In the end the best part of the weekend for me was simply spending three full days together as a family. At home we’re often each doing our own thing. Here we were together all the time.


We started both yesterday and today with luxurious breakfasts at a café that Ingrid had found online. Pluk on Berenstraat, in case you find yourself in that area. The online reviews are very mixed but we got very good food, though the service was rather slow.

We had seen enough canals and crooked houses and cute little streets yesterday and wanted something different today, so we went to the Rijksmuseum.

The museum was very visitor-friendly, with easy-to-read maps that guided people to the most popular paintings, but also to other parts of the collection. The popular works – like their one and only Van Gogh – had large crowds in front of them, so I didn’t even bother to try and look at those. There were plenty of other interesting things to see.

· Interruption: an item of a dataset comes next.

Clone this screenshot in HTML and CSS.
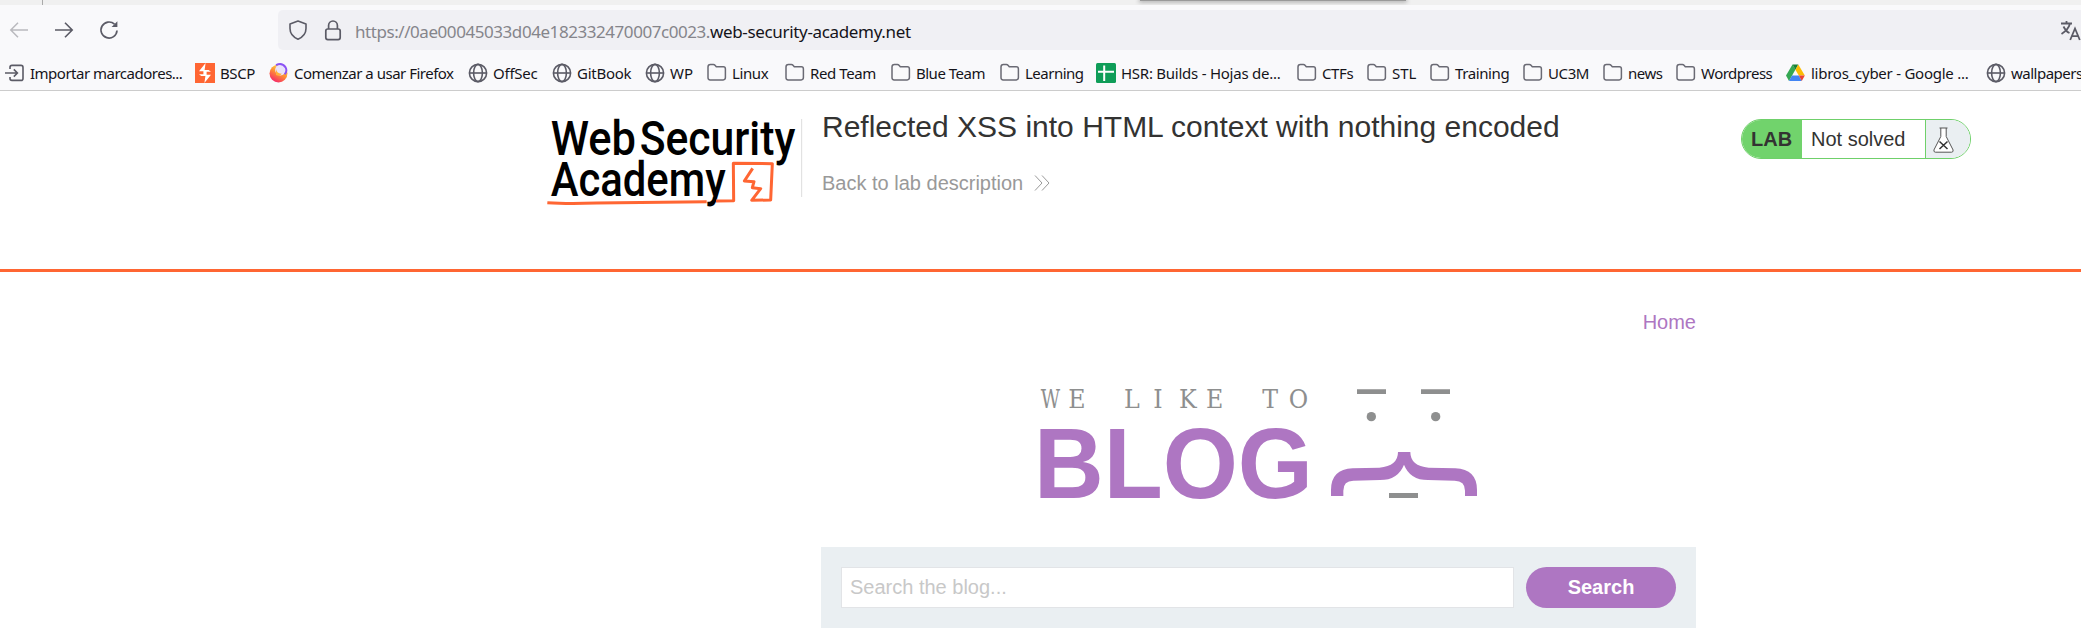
FILE: index.html
```html
<!DOCTYPE html>
<html lang="es">
<head>
<meta charset="utf-8">
<title>Reflected XSS into HTML context with nothing encoded</title>
<link rel="stylesheet" href="styles.css">
</head>
<body>
<svg class="defs" width="0" height="0">
  <defs>
    <symbol id="globe" viewBox="0 0 20 20"><g fill="none" stroke="#5b5b66" stroke-width="1.6"><circle cx="10" cy="10" r="8.6"/><ellipse cx="10" cy="10" rx="4.4" ry="8.6"/><path d="M1.4 10h17.2"/></g></symbol>
    <symbol id="folder" viewBox="0 0 20 20"><path d="M1 14.5V4Q1 1.6 3.4 1.6H6.4Q7.4 1.6 8 2.3L9.3 3.8H16.4Q18.4 3.8 18.4 6V14.6Q18.4 16.9 16.2 16.9H3.2Q1 16.9 1 14.5Z" fill="none" stroke="#6a6a74" stroke-width="1.5"/></symbol>
  </defs>
</svg>

<header class="browser">
  <div class="tabstrip"><span class="tab-edge"></span><span class="tab-popup"></span></div>
  <div class="navbar">
    <div class="nav-buttons">
      <svg width="20" height="20" viewBox="0 0 20 20" fill="none" stroke="#b9b9be" stroke-width="1.5"><path d="M19 10H2M9 2.8 1.8 10 9 17.2"/></svg>
      <svg width="20" height="20" viewBox="0 0 20 20" fill="none" stroke="#5b5b66" stroke-width="1.6"><path d="M1 10h17M11 2.8 18.2 10 11 17.2"/></svg>
      <svg width="20" height="20" viewBox="0 0 20 20"><path d="M18 10.5A8 8 0 1 1 15.5 4.2" fill="none" stroke="#5b5b66" stroke-width="1.7"/><path d="M18.4 1.2V7H12.6Z" fill="#5b5b66"/></svg>
    </div>
    <div class="urlbar">
      <svg width="20" height="20" viewBox="0 0 20 20" fill="none" stroke="#5b5b66" stroke-width="1.6" stroke-linejoin="round"><path d="M10 1 18 4V8.5C18 13.5 15 17 10 19.2C5 17 2 13.5 2 8.5V4Z"/></svg>
      <svg class="lock" width="18" height="21" viewBox="0 0 18 21" fill="none" stroke="#5b5b66" stroke-width="1.7"><rect x="1.8" y="9" width="14.4" height="10.6" rx="2"/><path d="M4.6 9V5.4a4.4 4.4 0 0 1 8.8 0V9"/></svg>
      <div class="url"><span class="url-host">https://0ae00045033d04e182332470007c0023.</span><span class="url-domain">web-security-academy.net</span></div>
      <svg class="translate" width="21" height="21" viewBox="0 0 21 21" fill="none" stroke="#5b5b66" stroke-width="1.8"><path d="M1 3.5H12M6.5 1V3.5M10 3.5Q8.5 9.5 1.5 14M3.5 6.5Q6 11.5 9.5 13M10.2 20 15 8.5 19.8 20M12 16.2H18"/></svg>
    </div>
  </div>
  <nav class="bookmarks">
    <a class="tight"><svg width="20" height="20" viewBox="0 0 20 20" fill="none" stroke="#5b5b66" stroke-width="1.6"><path d="M5 6V4.2Q5 2.4 7 2.4H16Q18 2.4 18 4.4V15.4Q18 17.4 16 17.4H7Q5 17.4 5 15.6V14M0 10H12M8.8 6.4 12.4 10 8.8 13.6"/></svg><span>Importar marcadores...</span></a>
    <a><svg width="20" height="20" viewBox="0 0 20 20"><path fill="#ff6633" d="M0 0h20v20H0z"/><path fill="#fff" d="M10.6 0 4 8.2H8.4V11.2H4L6.2 13H10.4L9.4 20 16 11.8H11.6V8.8H16L13.6 7H9.6Z"/></svg><span>BSCP</span></a>
    <a class="tight"><svg width="20" height="20" viewBox="0 0 20 20"><defs><linearGradient id="fx" x1=".8" y1=".1" x2=".3" y2="1"><stop offset="0" stop-color="#ffe14a"/><stop offset=".45" stop-color="#ff9332"/><stop offset="1" stop-color="#f5246c"/></linearGradient></defs><circle cx="9.5" cy="10.5" r="9" fill="url(#fx)"/><circle cx="11.5" cy="7" r="5.4" fill="#e9e2fb"/><path d="M7 2.2Q13-.8 16.6 4.4Q18.6 8.4 15.6 11.2" fill="none" stroke="#8b52f5" stroke-width="1.9"/><path d="M7 6Q8 11 13 10.6Q11 14 7 12Z" fill="#ffb13b"/></svg><span>Comenzar a usar Firefox</span></a>
    <a class="loose"><svg width="20" height="20"><use href="#globe"/></svg><span>OffSec</span></a>
    <a class="loose"><svg width="20" height="20"><use href="#globe"/></svg><span>GitBook</span></a>
    <a class="natural"><svg width="20" height="20"><use href="#globe"/></svg><span>WP</span></a>
    <a><svg width="20" height="20"><use href="#folder"/></svg><span>Linux</span></a>
    <a><svg width="20" height="20"><use href="#folder"/></svg><span>Red Team</span></a>
    <a class="tight"><svg width="20" height="20"><use href="#folder"/></svg><span>Blue Team</span></a>
    <a class="tight"><svg width="20" height="20"><use href="#folder"/></svg><span>Learning</span></a>
    <a class="loose"><svg width="20" height="20" viewBox="0 0 20 20"><rect width="20" height="20" rx="1.5" fill="#0f9d58"/><path d="M8.2 2.5V18M2 8.8H18" stroke="#fff" stroke-width="2"/></svg><span>HSR: Builds - Hojas de...</span></a>
    <a><svg width="20" height="20"><use href="#folder"/></svg><span>CTFs</span></a>
    <a class="natural"><svg width="20" height="20"><use href="#folder"/></svg><span>STL</span></a>
    <a><svg width="20" height="20"><use href="#folder"/></svg><span>Training</span></a>
    <a><svg width="20" height="20"><use href="#folder"/></svg><span>UC3M</span></a>
    <a class="tight"><svg width="20" height="20"><use href="#folder"/></svg><span>news</span></a>
    <a class="tight"><svg width="20" height="20"><use href="#folder"/></svg><span>Wordpress</span></a>
    <a class="loose"><svg width="20" height="20" viewBox="0 0 20 20"><path fill="#34a853" d="M6.5 1.5 0 12.5 3 18 9.5 6.5Z"/><path fill="#188038" d="M6.5 1.5H12.3L9.5 6.7Z"/><path fill="#fbbc04" d="M12.3 1.5 18.8 12.5H12.8L9.4 6.7Z"/><path fill="#4285f4" d="M3 18 6 12.5H12.8L15.8 18Z"/><path fill="#ea4335" d="M12.8 12.5H18.8L15.8 18Z"/></svg><span>libros_cyber - Google ...</span></a>
    <a class="tight"><svg width="20" height="20"><use href="#globe"/></svg><span>wallpapers</span></a>
  </nav>
</header>

<section class="lab-header">
  <svg class="academy-logo" width="290" height="129" viewBox="0 3 870 387">
    <g font-family="Roboto, sans-serif" font-weight="500" font-size="145">
      <text x="62" y="195" textLength="256" lengthAdjust="spacingAndGlyphs">Web</text>
      <text x="329" y="195" textLength="467" lengthAdjust="spacingAndGlyphs">Security</text>
      <text x="62" y="318" textLength="525" lengthAdjust="spacingAndGlyphs">Academy</text>
    </g>
    <path d="M52 338Q110 342 200 339L530 335M558 333L611 332L610 220L727 221L722 330L665 331L692 296L667 293L672 275L643 273L668 235" fill="none" stroke="#ff6633" stroke-width="9" stroke-linejoin="round"/>
    <path d="M815 87V321" stroke="#ddd" stroke-width="3"/>
  </svg>
  <div class="lab-title">
    <h2>Reflected XSS into HTML context with nothing encoded</h2>
    <a class="back"><span>Back to lab description</span>
      <svg width="16" height="16" viewBox="0 0 16 16" fill="none" stroke="#999" stroke-width="1"><path d="M1 .5 8 8 1 15.5M8 .5 15 8 8 15.5"/></svg></a>
  </div>
  <div class="lab-status">
    <span class="lab-tag">LAB</span>
    <span class="lab-text">Not solved</span>
    <span class="lab-flask"><svg width="21" height="26" viewBox="0 0 21 26"><path d="M6.5 1H14.5M7.8 1V9.5L.9 23Q.6 25.2 2.4 25.2H18.6Q20.4 25.2 20.1 23L13.2 9.5V1" fill="#fff" stroke="#555" stroke-width="1"/><path d="M6.5 14.5 14.5 22M14.5 14.5 6.5 22" stroke="#333" stroke-width="1.5"/></svg></span>
  </div>
</section>

<main class="blog">
  <nav class="blog-nav"><a>Home</a></nav>
  <svg class="blog-logo" width="480" height="140" viewBox="0 0 1440 420">
    <g fill="#8e8f8f" font-family="'DejaVu Serif Condensed', 'DejaVu Serif', serif" font-size="79">
      <text x="62" y="115" textLength="58" lengthAdjust="spacingAndGlyphs">W</text>
      <text y="115" x="145 312 400 477 558 727 806">ELIKETO</text>
    </g>
    <text x="42" y="383" fill="#ae76c2" font-family="Liberation Sans, Arial, sans-serif" font-weight="700" font-size="300" textLength="837" lengthAdjust="spacingAndGlyphs">BLOG</text>
    <g fill="#8e8f8f"><path d="M1011 58h87v14h-87zM1203 58h87v14h-87zM1107 369h87v15h-87z"/><circle cx="1054" cy="140" r="14"/><circle cx="1247" cy="140" r="14"/></g>
    <path d="M933 378V360Q933 298 998 295L1078 293Q1134 288 1134 246H1171Q1171 288 1226 293L1306 295Q1371 298 1371 360V378H1335V362Q1335 332 1304 332L1224 330Q1170 330 1152 284Q1134 330 1080 330L1000 332Q970 332 970 362V378Z" fill="#ae76c2"/>
  </svg>
  <form class="search">
    <input type="text" placeholder="Search the blog...">
    <button type="button">Search</button>
  </form>
</main>
</body>
</html>
```
FILE: styles.css
```css
* { box-sizing: border-box; }
body { margin: 0; background: #fff; color: #333332; font-family: "Liberation Sans", Arial, sans-serif; font-size: 20px; overflow: hidden; }
svg { display: block; flex: none; }
.defs { position: absolute; }

.browser { height: 91px; background: #f9f9fb; border-bottom: 1px solid #ccc; font-family: "Noto Sans", sans-serif; color: #15141a; overflow: hidden; }
.tabstrip { height: 5px; background: #f0f0f0; display: flex; overflow: hidden; }
.tab-edge { width: 43px; border-right: 1px solid #aaa; }
.tab-popup { margin-left: 1097px; width: 266px; height: 1px; background: #999; box-shadow: 0 0 4px 1px #999; }
.navbar { height: 50px; display: flex; align-items: center; padding-left: 9px; }
.nav-buttons { display: flex; gap: 25px; width: 269px; }
.urlbar { flex: 1; height: 40px; background: #f0f0f4; border-radius: 5px 0 0 5px; display: flex; align-items: center; padding-left: 10px; }
.lock { margin-left: 16px; }
.url { margin-left: 13px; font-size: 17px; line-height: 24px; padding-top: 3px; white-space: nowrap; }
.url-host { color: #85858b; letter-spacing: -0.44px; }
.url-domain { letter-spacing: -0.34px; }
.translate { margin-left: auto; }
.bookmarks { height: 36px; display: grid; align-items: center; font-size: 15px; white-space: nowrap; letter-spacing: -0.4px;
  grid-template-columns: 190px 74px 199px 84px 93px 62px 78px 106px 109px 96px 201px 70px 63px 93px 80px 73px 110px 200px 100px; padding-left: 5px; }
.bookmarks a { display: flex; align-items: center; gap: 5px; }
.bookmarks .tight { letter-spacing: -0.5px; }
.bookmarks .loose { letter-spacing: -0.25px; }
.bookmarks .natural { letter-spacing: 0; }

.lab-header { height: 181px; border-bottom: 3px solid #ff6633; display: flex; padding-left: 530px; }
.lab-title { padding: 19px 0 0 2px; }
.lab-title h2 { margin: 0; font-size: 30px; font-weight: 400; line-height: 34px; white-space: nowrap; }
.back { display: flex; align-items: center; gap: 11px; color: #999; line-height: 24px; margin-top: 27px; }
.lab-status { margin: 28px 110px 0 auto; width: 230px; height: 40px; border: 1px solid #6fd06a; border-radius: 20px; overflow: hidden; display: flex; line-height: 38px; }
.lab-tag { width: 60px; padding-left: 9px; background: #71d36c; font-weight: 700; }
.lab-text { width: 123px; padding-left: 9px; }
.lab-flask { flex: 1; background: #eaeff2; border-left: 1px solid #6fd06a; padding: 7px 0 0 7px; }

.blog { width: 876px; margin-left: 821px; }
.blog-nav { height: 98px; padding: 38px 1px 0 0; line-height: 24px; text-align: right; color: #ae76c2; }
.blog-logo { margin-left: 199px; }
.search { margin: 37px 0 0; height: 81px; width: 875px; padding: 20px; background: #eaeff2; display: flex; gap: 12px; }
.search input { flex: 1; height: 41px; border: 1px solid #e2e4e7; padding: 0 8px; font: 20px "Liberation Sans", Arial, sans-serif; background: #fff; }
.search input::placeholder { color: #c8c8c8; }
.search button { width: 150px; height: 41px; border: 0; border-radius: 21px; background: #ae76c2; color: #fff; font: 700 20px "Liberation Sans", Arial, sans-serif; }
```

Even though we all walked in the same rooms, we often split up because of our diverging interests. Ingrid is interested in art and paints herself, so she looks at details and technical aspects that Adrian doesn’t care much about. So she and Eric (who also painted when he was young) looked at the paintings with artists’ eyes, while Adrian and I looked at them with general curiosity.

We noted, for example, the prevalence of grapes, glass bowls, and curls of lemon peel in 17th century still life paintings.

The curators at the Rijksmuseum had done a great job with the signage. All too often, museums label each work with its title, maker and year, and nothing more. Here there were often interesting background facts, and info sheets with even more facts and stories.

When we tired of paintings, we looked at cannons, porcelain, Delft pottery and ship models.

I liked this glass vase by Émile Gallé, with its irregular patterns borrowed from various cultures.

And this repeatedly darned sock, found in a seaman’s chest after a shipwreck.

From high culture to low. In the afternoon we took the boat to North Amsterdam to a large flea market that Ingrid wanted to browse for vintage clothing. She didn’t find anything that fit, but I bought a jacket.